Message-Id: <3C280897-291A-4A8C-8C3F-46D1D9BEFCFE@solidrocksystems.com>
Date: Thu, 14 May 2015 10:42:50 -0500
To: cygwin@cygwin.com
Mime-Version: 1.0 (Mac OS X Mail 8.2 \(2098\))
X-Identified-User: {3986:box867.bluehost.com:solidrr2:solidrocksystems.com} {sentby:smtp auth 65.118.57.199 authed with vrice@solidrocksystems.com}
X-IsSubscribed: yes
Content-Transfer-Encoding: 8bit
X-MIME-Autoconverted: from quoted-printable to 8bit by delorie.com id t4EFhKkh021945

uname says "CYGWIN_NT-6.1 machinename 1.7.35(0.287/5/3) 2015-03-04 12:07 i686 Cygwin”.
I’m running grep 2.21.2, which cygcheck -c says is OK.

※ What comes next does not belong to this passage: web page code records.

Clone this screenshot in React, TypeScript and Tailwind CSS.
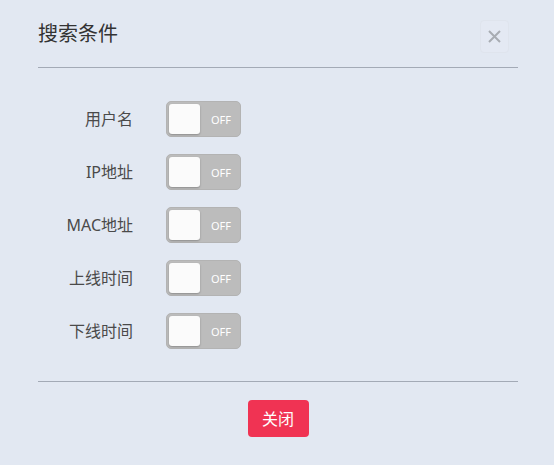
const fields = ["用户名", "IP地址", "MAC地址", "上线时间", "下线时间"];

function Toggle() {
  return (
    <div className="flex h-[36px] w-[75px] items-center rounded-[5px] border border-[#b3b3b3] bg-[#bcbcbc] p-[2px]">
      <div className="h-[30px] w-[31px] rounded-[3px] bg-[#fbfbfb] shadow-[0_1px_2px_rgba(0,0,0,0.25)]" />
      <span className="ml-[11px] text-[11px] leading-none text-white">OFF</span>
    </div>
  );
}

export default function App() {
  return (
    <div
      className="flex h-[465px] w-[554px] flex-col bg-[#e2e8f2] pl-[38px] pr-[36px]"
      style={{ fontFamily: '"Noto Sans","Noto Sans CJK SC",sans-serif' }}
    >
      <div className="flex h-[68px] items-center justify-between border-b border-[#a3aab6]">
        <h1 className="text-[20px] text-[#333]">搜索条件</h1>
        <button className="mr-[9px] mt-[6px] flex h-[33px] w-[29px] items-center justify-center rounded-[4px] border border-[#dfe4ed] bg-[#e4e9f3]">
          <svg width="13" height="13" viewBox="0 0 13 13" fill="none" stroke="#a8acb2" strokeWidth="2">
            <path d="M1 1L12 12M12 1L1 12" />
          </svg>
        </button>
      </div>

      <div className="flex flex-col gap-[17px] border-b border-[#a3aab6] pb-[32px] pt-[33px]">
        {fields.map((f) => (
          <div key={f} className="flex items-center">
            <label className="w-[95px] text-right text-[16px] text-[#4a4a4a]">{f}</label>
            <div className="ml-[33px]">
              <Toggle />
            </div>
          </div>
        ))}
      </div>

      <div className="flex justify-center pt-[18px]">
        <button className="h-[37px] w-[61px] rounded-[4px] bg-[#f03353] text-[16px] text-white">
          关闭
        </button>
      </div>
    </div>
  );
}
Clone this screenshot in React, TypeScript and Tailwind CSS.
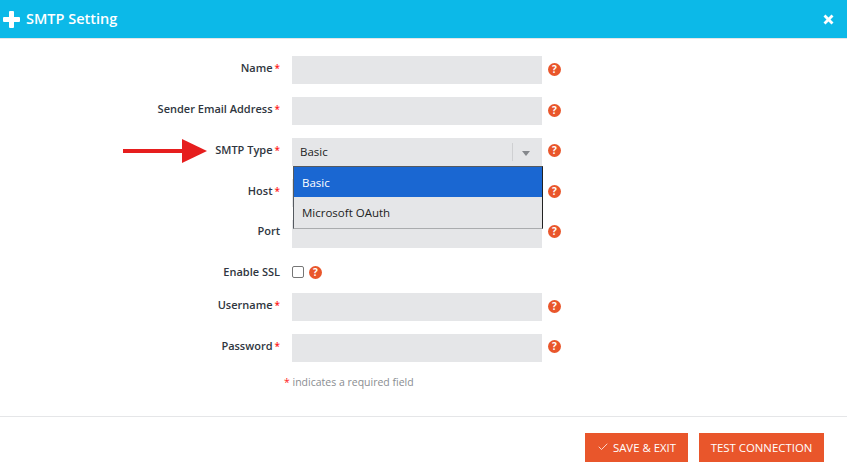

Does Cygwin’s grep support Unicode files? The output from a SQL Server SQL Agent job is a Unicode file, i.e. if you look at it in a hex editor every other character is 00 because each character is taking up two bytes. The filename itself is fine, it’s the contents that is Unicode. I can’t get grep to work on it, either with or without -a.

This may not be a Cygwin-specific question, but I haven’t been able to find anything after several Google searches, including the archives, and neither --help nor the man page for grep references Unicode.

By default I have neither LC_ALL nor LC_COLLATE set.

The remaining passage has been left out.